‘Solo’: What a ‘Character Too Secret to Ever Name’ Means for the ‘Star Wars’ Spinoff
SPOILER WARNING: If you have not seen “Solo: A Star Wars Story” and you’re wary of spoilers, look away. Look away now!
For a movie packed with action set pieces and dazzling special effects, the most hair-raising moment of “Solo: A Star Wars Story” comes near the end in a much quieter scene, when a fan-favorite character appears on the big screen, via hologram, for the first time since 1999.
“Star Wars” films are built on revelations that someone bigger and badder is pulling the strings behind the scenes, from the emergence of Emperor Palpatine in “The Empire Strikes Back” to the introduction of Supreme Leader Snoke in “The Force Awakens.” So it’s hardly a surprise that a nefarious player would be lurking in the shadows of the underworld depicted in “Solo.”

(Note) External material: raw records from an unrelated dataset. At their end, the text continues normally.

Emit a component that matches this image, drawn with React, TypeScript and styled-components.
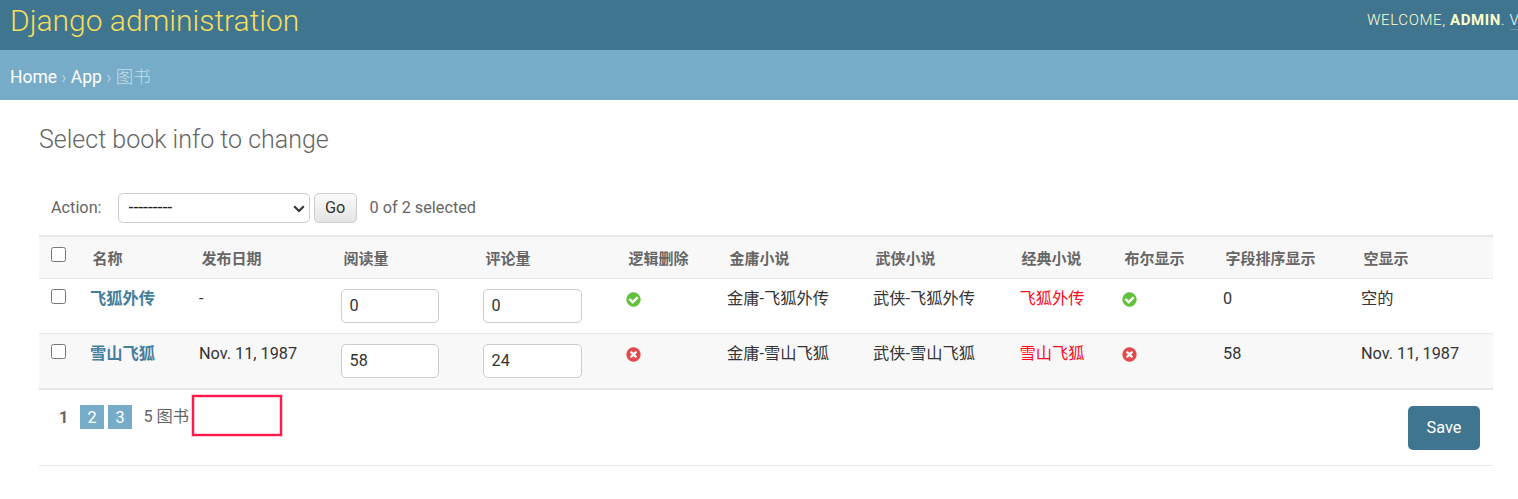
import React from "react";
import styled, { createGlobalStyle, css } from "styled-components";

const GlobalStyle = createGlobalStyle`
  * { box-sizing: border-box; }
  html, body { margin: 0; padding: 0; overflow: hidden; }
  body {
    background: #fff;
    color: #333;
    font-family: Roboto, "Noto Sans CJK SC", sans-serif;
    font-size: 16.25px;
    font-weight: 400;
  }
`;

const Page = styled.div`
  width: 100%;
  height: 499px;
  overflow: hidden;
`;

const Header = styled.header`
  display: flex;
  justify-content: space-between;
  height: 50px;
  padding-left: 10px;
  background: #3f758f;
  color: #ffc;
  overflow: hidden;
`;

const SiteName = styled.h1`
  margin: 0;
  padding-top: 3px;
  font-size: 30px;
  line-height: 36px;
  font-weight: 300;
  color: #f5dd5d;
`;

const UserTools = styled.div`
  flex: none;
  width: 151px;
  padding-top: 11px;
  font-size: 15px;
  line-height: 19px;
  font-weight: 300;
  letter-spacing: 0.625px;
  text-transform: uppercase;
  white-space: nowrap;
  overflow: hidden;

  strong { font-weight: 700; }
`;

const UserLink = styled.a`
  color: #fff;
  border-bottom: 1px solid rgba(255, 255, 255, 0.25);
`;

const Breadcrumbs = styled.nav`
  height: 50px;
  padding: 15px 10px 0;
  background: #76acc7;
  color: #c4dce8;
  font-size: 17.5px;
  line-height: 24px;
  font-weight: 300;

  a { color: #fff; font-weight: 400; }
`;

const Content = styled.main`
  padding: 25px 25px 0 39px;
`;

const Title = styled.h2`
  margin: 0;
  font-size: 25px;
  line-height: 29px;
  font-weight: 300;
  color: #666;
`;

const Actions = styled.div`
  display: flex;
  align-items: center;
  height: 30px;
  margin: 39px 0 12px;
  padding-left: 12px;
  color: #666;
  line-height: 19px;
`;

const ActionText = styled.span`
  padding-bottom: 2px;
`;

const SelectBox = styled.div`
  display: grid;
  align-items: center;
  width: 192px;
  height: 30px;
  margin: 0 4px 0 16px;

  > * { grid-area: 1 / 1; }
  > svg { justify-self: end; margin: 2px 5px 0 0; pointer-events: none; }
`;

const ActionSelect = styled.select`
  appearance: none;
  width: 100%;
  height: 30px;
  padding: 0 10px 1px;
  border: 1px solid #ccc;
  border-radius: 5px;
  background: #fff;
  color: #222;
  font: inherit;
  font-size: 17.5px;
`;

const GoButton = styled.button`
  width: 43px;
  height: 30px;
  margin-right: 13px;
  padding: 0 0 2px;
  border: 1px solid #ccc;
  border-radius: 5px;
  background: linear-gradient(#fbfbfb, #e4e4e4);
  color: #333;
  font: inherit;
`;

const Table = styled.div`
  border-top: 2px solid #e8e8e8;
  border-bottom: 2px solid #e8e8e8;
`;

const Row = styled.div<{ $kind?: "head" | "odd" | "even" }>`
  display: grid;
  grid-template-columns: 41px 109px 142px 142px 143px 101px 146px 146px 103px 101px 138px 1fr;
  height: 54px;
  background: ${(p) => (p.$kind === "odd" ? "#fff" : "#f8f8f8")};
  ${(p) => p.$kind !== "even" && css`height: 55px; border-bottom: 1px solid #e8e8e8;`}
  ${(p) => p.$kind === "head" && css`height: 42px;`}
`;

const HeadCell = styled.div`
  padding: 11px 0 0 12.4px;
  color: #666;
  font-size: 15px;
  line-height: 22px;
  font-weight: 700;
  white-space: nowrap;
`;

const Cell = styled.div<{ $tone?: "link" | "red" }>`
  padding: 8px 0 0 ${(p) => (p.$tone === "red" ? 10.6 : 10)}px;
  line-height: 24px;
  white-space: nowrap;
  color: ${(p) => (p.$tone === "link" ? "#447e9b" : p.$tone === "red" ? "#ff0a1c" : "#333")};
  font-weight: ${(p) => (p.$tone === "link" ? 700 : 400)};
`;

const ControlCell = styled.div`
  padding: 10px 0 0 12px;
`;

const Check = styled.input`
  display: block;
  width: 15px;
  height: 15px;
  margin: 0;
`;

const NumberCell = styled.div`
  padding: 10px 0 0 10px;
`;

const NumberInput = styled.input<{ $width: number }>`
  display: block;
  width: ${(p) => p.$width}px;
  height: 34px;
  padding: 0 7.5px 1px;
  border: 1px solid #ccc;
  border-radius: 5px;
  background: #fff;
  color: #333;
  font: inherit;
`;

const IconCell = styled.div<{ $left: number }>`
  padding: 13px 0 0 ${(p) => p.$left}px;

  svg { display: block; }
`;

const Footer = styled.footer`
  display: flex;
  height: 76px;
  padding: 15px 13px 0 20px;
  border-bottom: 1px solid #e8e8e8;
  color: #666;
`;

const CurrentPage = styled.span`
  width: 21px;
  line-height: 25px;
  font-weight: 700;
`;

const PageLink = styled.a`
  width: 24px;
  height: 24px;
  margin-right: 4px;
  background: #76acc7;
  color: #fff;
  line-height: 25px;
  text-align: center;
`;

const Count = styled.span`
  width: 48.6px;
  margin-left: 7.4px;
  line-height: 24px;
  white-space: nowrap;
`;

const Highlight = styled.div`
  width: 90px;
  height: 41px;
  margin-top: -10px;
  border: 2px solid #ff1a4b;
  box-shadow: 0 0 0 1px rgba(255, 26, 75, 0.22), inset 0 0 0 1px rgba(255, 26, 75, 0.22);
`;

const SaveButton = styled.button`
  width: 72px;
  height: 44px;
  margin: 1px 0 0 auto;
  padding: 0 0 2px;
  border: 0;
  border-radius: 5px;
  background: #3f758f;
  color: #fff;
  font: inherit;
`;

const BoolIcon = ({ value }: { value: boolean }) => (
  <svg width="15" height="15" viewBox="90 90 1612 1612" aria-hidden="true">
    {value ? (
      <path
        fill="#61c13a"
        d="M1412 734q0-28-18-46l-91-90q-19-19-45-19t-45 19l-408 407-226-226q-19-19-45-19t-45 19l-91 90q-18 18-18 46 0 27 18 45l362 362q19 19 45 19 27 0 46-19l543-543q18-18 18-45zm252 162q0 209-103 385.500t-279.500 279.500-385.500 103-385.500-103-279.500-279.500-103-385.500 103-385.500 279.500-279.500 385.500-103 385.500 103 279.500 279.500 103 385.500z"
      />
    ) : (
      <path
        fill="#e2484d"
        d="M1277 1122q0-26-19-45l-181-181 181-181q19-19 19-45 0-27-19-46l-90-90q-19-19-46-19-26 0-45 19l-181 181-181-181q-19-19-45-19-27 0-46 19l-90 90q-19 19-19 46 0 26 19 45l181 181-181 181q-19 19-19 45 0 27 19 46l90 90q19 19 46 19 26 0 45-19l181-181 181 181q19 19 45 19 27 0 46-19l90-90q19-19 19-46zm387-226q0 209-103 385.500t-279.500 279.500-385.500 103-385.500-103-279.500-279.500-103-385.500 103-385.500 279.500-279.500 385.500-103 385.500 103 279.500 279.500 103 385.500z"
      />
    )}
  </svg>
);

const headings = [
  "名称", "发布日期", "阅读量", "评论量", "逻辑删除", "金庸小说",
  "武侠小说", "经典小说", "布尔显示", "字段排序显示", "空显示",
];

const books = [
  { name: "飞狐外传", date: "-", reads: 0, comments: 0, flag: true, blank: "空的" },
  { name: "雪山飞狐", date: "Nov. 11, 1987", reads: 58, comments: 24, flag: false, blank: "Nov. 11, 1987" },
];

export default function App() {
  return (
    <Page>
      <GlobalStyle />
      <Header>
        <SiteName>Django administration</SiteName>
        <UserTools>
          Welcome, <strong>admin</strong>. <UserLink>V</UserLink>
        </UserTools>
      </Header>
      <Breadcrumbs>
        <a>Home</a> › <a>App</a> › 图书
      </Breadcrumbs>
      <Content>
        <Title>Select book info to change</Title>
        <Actions>
          <ActionText>Action:</ActionText>
          <SelectBox>
            <ActionSelect>
              <option>---------</option>
            </ActionSelect>
            <svg width="12" height="8" viewBox="0 0 12 8" aria-hidden="true">
              <path d="M1.2 1.3 6 6.1l4.800-4.800" fill="none" stroke="#333" strokeWidth="2.1" />
            </svg>
          </SelectBox>
          <GoButton>Go</GoButton>
          <ActionText>0 of 2 selected</ActionText>
        </Actions>
        <Table>
          <Row $kind="head">
            <ControlCell><Check type="checkbox" /></ControlCell>
            {headings.map((h) => <HeadCell key={h}>{h}</HeadCell>)}
          </Row>
          {books.map((b, i) => (
            <Row key={b.name} $kind={i % 2 ? "even" : "odd"}>
              <ControlCell><Check type="checkbox" /></ControlCell>
              <Cell $tone="link">{b.name}</Cell>
              <Cell>{b.date}</Cell>
              <NumberCell><NumberInput $width={98} defaultValue={b.reads} /></NumberCell>
              <NumberCell><NumberInput $width={99} defaultValue={b.comments} /></NumberCell>
              <IconCell $left={9.5}><BoolIcon value={b.flag} /></IconCell>
              <Cell>金庸-{b.name}</Cell>
              <Cell>武侠-{b.name}</Cell>
              <Cell $tone="red">{b.name}</Cell>
              <IconCell $left={10}><BoolIcon value={b.flag} /></IconCell>
              <Cell>{b.reads}</Cell>
              <Cell>{b.blank}</Cell>
            </Row>
          ))}
        </Table>
        <Footer>
          <CurrentPage>1</CurrentPage>
          <PageLink>2</PageLink>
          <PageLink>3</PageLink>
          <Count>5 图书</Count>
          <Highlight />
          <SaveButton>Save</SaveButton>
        </Footer>
      </Content>
    </Page>
  );
}
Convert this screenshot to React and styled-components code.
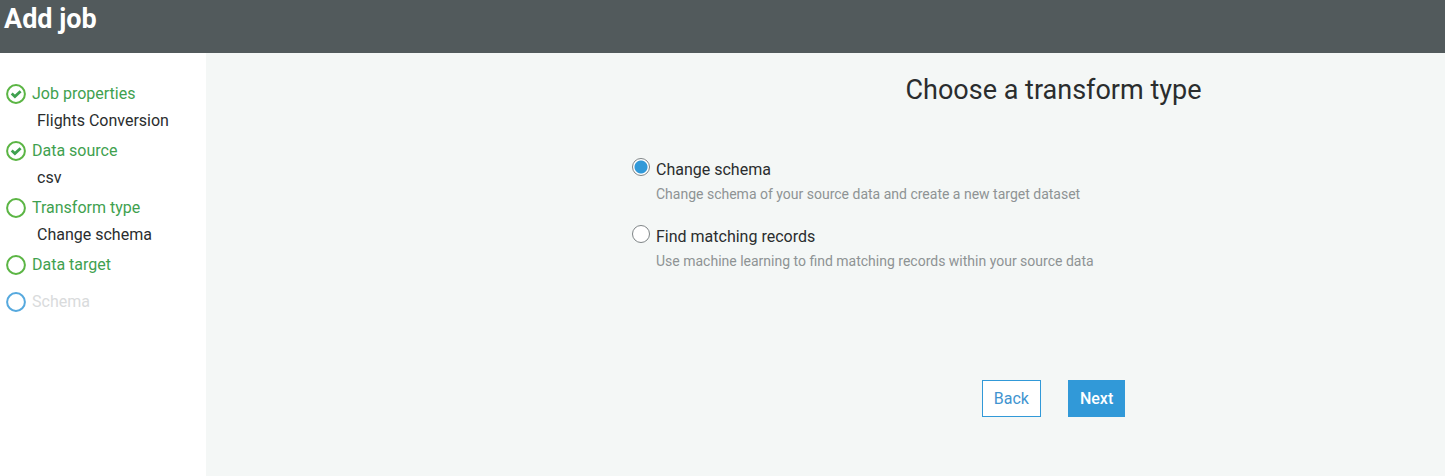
import React, { useState } from 'react';
import styled, { createGlobalStyle } from 'styled-components';

const GlobalStyle = createGlobalStyle`
    * {
        box-sizing: border-box;
    }

    body {
        margin: 0;
        background: #f4f7f6;
        color: #2a2d2e;
        font: 16px/20px Roboto, sans-serif;
    }
`;

const Page = styled.div`
    display: flex;
    flex-direction: column;
    min-height: 100vh;
`;

const Header = styled.header`
    height: 53px;
    padding: 3px 4px;
    background: #525a5c;
`;

const HeaderTitle = styled.h1`
    margin: 0;
    color: #fff;
    font-size: 27px;
    font-weight: bold;
    line-height: 32px;
`;

const Body = styled.div`
    display: flex;
    flex: 1;
`;

const Sidebar = styled.nav`
    flex: 0 0 206px;
    padding: 30px 6px;
    background: #fff;
`;

const StepList = styled.ol`
    margin: 0;
    padding: 0;
    list-style: none;
`;

const StepItem = styled.li`
    margin-bottom: 9px;
`;

const StepLabel = styled.div`
    display: flex;
    align-items: flex-start;
    gap: 6px;
    padding-bottom: 6px;
    color: ${props => (props.$pending ? '#d9dbdc' : '#3fa14f')};
    line-height: 22px;
`;

const StepValue = styled.div`
    padding-left: 31px;
`;

const StepSvg = styled.svg`
    flex: none;
    margin-top: 1px;
`;

const Main = styled.main`
    flex: 1;
    padding: 21px 0 40px 426px;
`;

const Centered = styled.div`
    display: flex;
    justify-content: center;
    gap: 27px;
    padding-left: 30px;
`;

const Title = styled.h2`
    margin: 0;
    font-size: 27px;
    font-weight: normal;
    line-height: 32px;
`;

const Options = styled.div`
    display: flex;
    flex-direction: column;
    gap: 21px;
    padding: 52px 0 109px;
`;

const Option = styled.div`
    display: grid;
    grid-template-columns: 18px auto;
    column-gap: 6px;
    justify-content: start;
`;

const Radio = styled.input`
    appearance: none;
    width: 18px;
    height: 18px;
    margin: 0;
    border: 1px solid #7f8587;
    border-radius: 50%;
    background: #fff;

    &:checked {
        background: radial-gradient(circle, #3199d8 6px, #fff 7px);
    }
`;

const OptionLabel = styled.label`
    padding-top: 2px;
    line-height: 20px;
`;

const OptionHint = styled.div`
    grid-column: 2;
    padding-top: 4px;
    color: #8e9394;
    font-size: 14px;
`;

const Button = styled.button`
    height: 37px;
    padding: 0 11px;
    border: 1px solid #3199d8;
    background: ${props => (props.$primary ? '#3199d8' : '#fff')};
    color: ${props => (props.$primary ? '#fff' : '#3f94d0')};
    font: inherit;
    font-weight: ${props => (props.$primary ? 500 : 400)};
`;

const STEPS = [
  { name: 'Job properties', value: 'Flights Conversion', done: true },
  { name: 'Data source', value: 'csv', done: true },
  { name: 'Transform type', value: 'Change schema' },
  { name: 'Data target' },
  { name: 'Schema', pending: true },
];

const TRANSFORMS = [
  {
    id: 'change-schema',
    label: 'Change schema',
    hint: 'Change schema of your source data and create a new target dataset',
  },
  {
    id: 'find-matching',
    label: 'Find matching records',
    hint: 'Use machine learning to find matching records within your source data',
  },
];

function StepIcon(props) {
  const { done, pending } = props;
  return (
    <StepSvg width="20" height="20" viewBox="0 0 20 20" fill="none" aria-hidden="true">
      <circle cx="10" cy="10" r="8.9" stroke={pending ? '#56a9de' : '#5bb544'} strokeWidth="2" />
      {done && <path d="M5.7 9.6 L8.9 12.6 L14.6 7.2" stroke="#3fa14f" strokeWidth="2.8" />}
    </StepSvg>
  );
}

function Steps() {
  return (
    <StepList>
      {STEPS.map(step => (
        <StepItem key={step.name}>
          <StepLabel $pending={step.pending}>
            <StepIcon done={step.done} pending={step.pending} />
            {step.name}
          </StepLabel>
          {step.value && <StepValue>{step.value}</StepValue>}
        </StepItem>
      ))}
    </StepList>
  );
}

function App() {
  const [selected, setSelected] = useState('change-schema');

  return (
    <Page>
      <GlobalStyle />
      <Header>
        <HeaderTitle>Add job</HeaderTitle>
      </Header>
      <Body>
        <Sidebar>
          <Steps />
        </Sidebar>
        <Main>
          <Centered>
            <Title>Choose a transform type</Title>
          </Centered>
          <Options>
            {TRANSFORMS.map(item => (
              <Option key={item.id}>
                <Radio
                  type="radio"
                  name="transform"
                  id={item.id}
                  aria-describedby={`${item.id}-hint`}
                  checked={selected === item.id}
                  onChange={() => setSelected(item.id)}
                />
                <OptionLabel htmlFor={item.id}>{item.label}</OptionLabel>
                <OptionHint id={`${item.id}-hint`}>{item.hint}</OptionHint>
              </Option>
            ))}
          </Options>
          <Centered>
            <Button type="button">Back</Button>
            <Button type="button" $primary>Next</Button>
          </Centered>
        </Main>
      </Body>
    </Page>
  );
}

export default App;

That player turns out to be Darth Maul, a bold move by writers Lawrence and Jonathan Kasdan considering the character was last seen by most audiences tumbling — bisected, courtesy of Obi-Wan Kenobi’s lightsaber — down an exhaust shaft at the end of “The Phantom Menace” nearly two decades ago.
“That was something I was hoping to lay in very early,” Jonathan Kasdan says. “We were doing it very subtly. I wanted to build toward the idea that this crime syndicate that they were involved with was much bigger than this Dryden Vos character [played by Paul Bettany]. This scary guy wasn’t even in charge and there was someone much scarier above him, so we were looking at who could be that guy.”
Plugged-in “Star Wars” fans know that Maul survived his halving at the hands of Kenobi and saw his story expanded on television in the “Clone Wars” animated series. However, not everyone who sees the movies is aware of that 2011 resurrection, so Maul’s appearance in “Solo” — played once again by actor Ray Park — is sure to confound. But familiarity with the series, and with Maul’s subsequent reprise in the franchise’s other recent animated show, “Rebels,” is what paved the way for Kasdan to implement the character. Given that seedy-underbelly backdrop of the film, he fits the proceedings perfectly.
“Maul had gone into this criminal underworld and this particular period in his life was left vague and gray in the canon,” Kasdan says. “That gave us an opening to say, ‘OK, can we use that character, and if so, does he fit really nicely into a world of scary people?'”
It also builds some further complexity into the character of Qi’ra (played by Emilia Clarke), who reports to Maul in the scene, opening the door for further adventures in this particular branch of the “Star Wars” timeline. A whole series of “Solo” films could be possible, with mob boss Maul as a central villain. And not to go too far down the rabbit hole, but looking at the established canon, there is indeed a juicy 10-year period unaccounted for in his story.
After the events of “The Phantom Menace,” Maul lost his mind and lived in exile for years on the junk planet Lotho Minor until his brother, Savage Opress, finally tracked down his whereabouts. After regaining his wits and being outfitted with a number of different mechanical legs (first spider-like, then mantis-like, all silly-like), Maul finally received a humanoid set of cyborg stems and set out to exact his revenge on Kenobi.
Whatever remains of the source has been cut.